**Problem details:** Repeat the entire listing exactly as written.

**Information provided:**

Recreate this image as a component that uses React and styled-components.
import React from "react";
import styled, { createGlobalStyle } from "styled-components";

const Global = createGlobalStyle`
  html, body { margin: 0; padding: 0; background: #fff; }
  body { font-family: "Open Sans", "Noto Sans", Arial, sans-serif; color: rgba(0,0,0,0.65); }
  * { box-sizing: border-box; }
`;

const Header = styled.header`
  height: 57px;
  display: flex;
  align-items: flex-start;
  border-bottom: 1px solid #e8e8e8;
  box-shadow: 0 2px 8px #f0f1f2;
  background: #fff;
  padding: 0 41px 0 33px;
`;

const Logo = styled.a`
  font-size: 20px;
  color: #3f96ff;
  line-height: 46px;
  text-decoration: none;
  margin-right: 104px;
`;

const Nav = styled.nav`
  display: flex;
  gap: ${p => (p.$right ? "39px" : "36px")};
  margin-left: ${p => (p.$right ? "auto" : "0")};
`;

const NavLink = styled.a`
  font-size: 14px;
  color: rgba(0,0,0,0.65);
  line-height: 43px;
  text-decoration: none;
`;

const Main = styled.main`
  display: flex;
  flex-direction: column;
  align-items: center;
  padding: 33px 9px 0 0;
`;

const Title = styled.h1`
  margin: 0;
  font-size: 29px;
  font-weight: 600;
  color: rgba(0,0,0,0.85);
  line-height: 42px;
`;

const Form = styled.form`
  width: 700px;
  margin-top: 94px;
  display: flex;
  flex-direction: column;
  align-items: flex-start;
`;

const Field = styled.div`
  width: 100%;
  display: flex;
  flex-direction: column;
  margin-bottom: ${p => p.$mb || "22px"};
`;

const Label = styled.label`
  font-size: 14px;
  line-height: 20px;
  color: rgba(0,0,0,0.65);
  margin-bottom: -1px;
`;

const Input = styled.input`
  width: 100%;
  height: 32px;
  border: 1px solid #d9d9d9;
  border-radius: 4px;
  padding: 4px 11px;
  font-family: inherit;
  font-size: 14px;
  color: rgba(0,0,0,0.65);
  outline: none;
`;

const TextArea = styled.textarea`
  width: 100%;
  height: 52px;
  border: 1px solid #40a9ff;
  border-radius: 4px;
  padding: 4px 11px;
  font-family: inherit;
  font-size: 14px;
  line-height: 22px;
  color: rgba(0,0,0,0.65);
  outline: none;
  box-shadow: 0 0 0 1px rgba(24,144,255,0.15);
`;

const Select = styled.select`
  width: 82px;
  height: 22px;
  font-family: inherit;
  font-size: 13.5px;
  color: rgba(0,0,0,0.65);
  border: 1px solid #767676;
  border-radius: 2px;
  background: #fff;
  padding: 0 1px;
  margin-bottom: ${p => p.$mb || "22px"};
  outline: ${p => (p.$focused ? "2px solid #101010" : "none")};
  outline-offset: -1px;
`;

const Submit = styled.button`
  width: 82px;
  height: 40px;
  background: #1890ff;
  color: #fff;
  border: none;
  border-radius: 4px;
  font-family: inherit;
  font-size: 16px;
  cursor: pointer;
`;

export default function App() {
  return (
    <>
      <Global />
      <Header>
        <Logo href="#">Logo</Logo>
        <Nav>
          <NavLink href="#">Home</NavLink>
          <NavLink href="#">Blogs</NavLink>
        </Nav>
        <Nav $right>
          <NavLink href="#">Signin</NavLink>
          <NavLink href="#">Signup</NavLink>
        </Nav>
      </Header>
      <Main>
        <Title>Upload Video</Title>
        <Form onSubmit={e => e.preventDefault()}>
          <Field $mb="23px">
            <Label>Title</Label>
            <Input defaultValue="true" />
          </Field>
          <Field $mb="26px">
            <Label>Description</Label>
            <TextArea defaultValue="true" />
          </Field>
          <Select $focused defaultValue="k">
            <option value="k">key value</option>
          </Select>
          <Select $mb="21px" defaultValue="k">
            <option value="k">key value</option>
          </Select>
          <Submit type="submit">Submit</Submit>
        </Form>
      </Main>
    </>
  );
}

**Task result:**
Recreate this image as a component that uses React and styled-components.
import React from "react";
import styled, { createGlobalStyle } from "styled-components";

const Global = createGlobalStyle`
  html, body { margin: 0; padding: 0; background: #fff; }
  body { font-family: "Open Sans", "Noto Sans", Arial, sans-serif; color: rgba(0,0,0,0.65); }
  * { box-sizing: border-box; }
`;

const Header = styled.header`
  height: 57px;
  display: flex;
  align-items: flex-start;
  border-bottom: 1px solid #e8e8e8;
  box-shadow: 0 2px 8px #f0f1f2;
  background: #fff;
  padding: 0 41px 0 33px;
`;

const Logo = styled.a`
  font-size: 20px;
  color: #3f96ff;
  line-height: 46px;
  text-decoration: none;
  margin-right: 104px;
`;

const Nav = styled.nav`
  display: flex;
  gap: ${p => (p.$right ? "39px" : "36px")};
  margin-left: ${p => (p.$right ? "auto" : "0")};
`;

const NavLink = styled.a`
  font-size: 14px;
  color: rgba(0,0,0,0.65);
  line-height: 43px;
  text-decoration: none;
`;

const Main = styled.main`
  display: flex;
  flex-direction: column;
  align-items: center;
  padding: 33px 9px 0 0;
`;

const Title = styled.h1`
  margin: 0;
  font-size: 29px;
  font-weight: 600;
  color: rgba(0,0,0,0.85);
  line-height: 42px;
`;

const Form = styled.form`
  width: 700px;
  margin-top: 94px;
  display: flex;
  flex-direction: column;
  align-items: flex-start;
`;

const Field = styled.div`
  width: 100%;
  display: flex;
  flex-direction: column;
  margin-bottom: ${p => p.$mb || "22px"};
`;

const Label = styled.label`
  font-size: 14px;
  line-height: 20px;
  color: rgba(0,0,0,0.65);
  margin-bottom: -1px;
`;

const Input = styled.input`
  width: 100%;
  height: 32px;
  border: 1px solid #d9d9d9;
  border-radius: 4px;
  padding: 4px 11px;
  font-family: inherit;
  font-size: 14px;
  color: rgba(0,0,0,0.65);
  outline: none;
`;

const TextArea = styled.textarea`
  width: 100%;
  height: 52px;
  border: 1px solid #40a9ff;
  border-radius: 4px;
  padding: 4px 11px;
  font-family: inherit;
  font-size: 14px;
  line-height: 22px;
  color: rgba(0,0,0,0.65);
  outline: none;
  box-shadow: 0 0 0 1px rgba(24,144,255,0.15);
`;

const Select = styled.select`
  width: 82px;
  height: 22px;
  font-family: inherit;
  font-size: 13.5px;
  color: rgba(0,0,0,0.65);
  border: 1px solid #767676;
  border-radius: 2px;
  background: #fff;
  padding: 0 1px;
  margin-bottom: ${p => p.$mb || "22px"};
  outline: ${p => (p.$focused ? "2px solid #101010" : "none")};
  outline-offset: -1px;
`;

const Submit = styled.button`
  width: 82px;
  height: 40px;
  background: #1890ff;
  color: #fff;
  border: none;
  border-radius: 4px;
  font-family: inherit;
  font-size: 16px;
  cursor: pointer;
`;

export default function App() {
  return (
    <>
      <Global />
      <Header>
        <Logo href="#">Logo</Logo>
        <Nav>
          <NavLink href="#">Home</NavLink>
          <NavLink href="#">Blogs</NavLink>
        </Nav>
        <Nav $right>
          <NavLink href="#">Signin</NavLink>
          <NavLink href="#">Signup</NavLink>
        </Nav>
      </Header>
      <Main>
        <Title>Upload Video</Title>
        <Form onSubmit={e => e.preventDefault()}>
          <Field $mb="23px">
            <Label>Title</Label>
            <Input defaultValue="true" />
          </Field>
          <Field $mb="26px">
            <Label>Description</Label>
            <TextArea defaultValue="true" />
          </Field>
          <Select $focused defaultValue="k">
            <option value="k">key value</option>
          </Select>
          <Select $mb="21px" defaultValue="k">
            <option value="k">key value</option>
          </Select>
          <Submit type="submit">Submit</Submit>
        </Form>
      </Main>
    </>
  );
}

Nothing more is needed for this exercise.